Perched high on Green Hill in Brookline, this house (named after the landscape feature) was built by Nathaniel Ingersoll in 1806. Ingersoll, born in Salem in 1778, was a ship captain and merchant, which perhaps explains why the house was built in the “Jamaica Planters” or “West Indies” idiom, a sub-type of Federal style. The style, fairly unique to this little area of Brookline features an overhanging roof supported by light columns to create a two-story arcade, once covered by climbing vines. The large Federal style carriage house once on the site was moved from its site to the grounds of the Shirley-Eustis House in Roxbury in the 1990s. In 1842, the estate was purchased by John Lowell Gardner who later willed the home to his son, John “Jack” Gardner and his wife, Isabella Stewart Gardner. The estate served as a summer getaway for the couple, who’s primary residence was on Beacon Street in the Back Bay neighborhood of Boston (since demolished).
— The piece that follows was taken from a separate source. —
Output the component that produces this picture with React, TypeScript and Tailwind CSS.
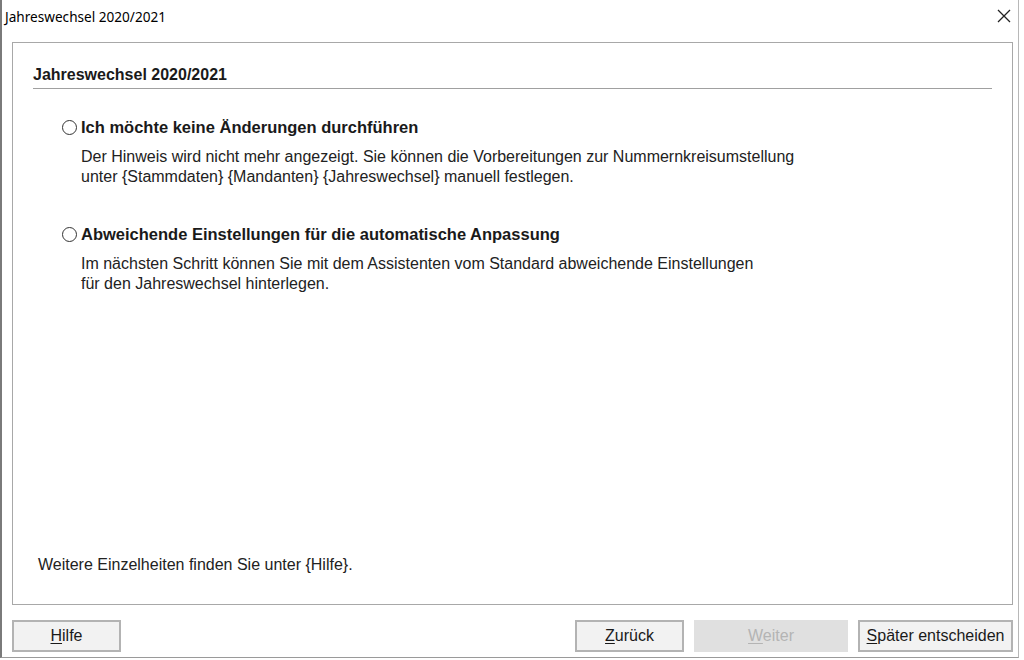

Austin Perry House // c.1830

One of the nicest examples of residential Greek Revival architecture I have ever seen is the Austin Perry House (c.1830) in the Southport area of Fairfield, CT. Austin Perry (1798-1864) was a member of a prominent merchant family, holding businesses in Fredericksburg, Virginia, before returning to Southport to manage a general store. He retired in his forties and resided at this home until his death. His home is a balanced, symmetrical design with massive Corinthian columns surmounted by a carved anthemion motif ornamenting the gable pediment.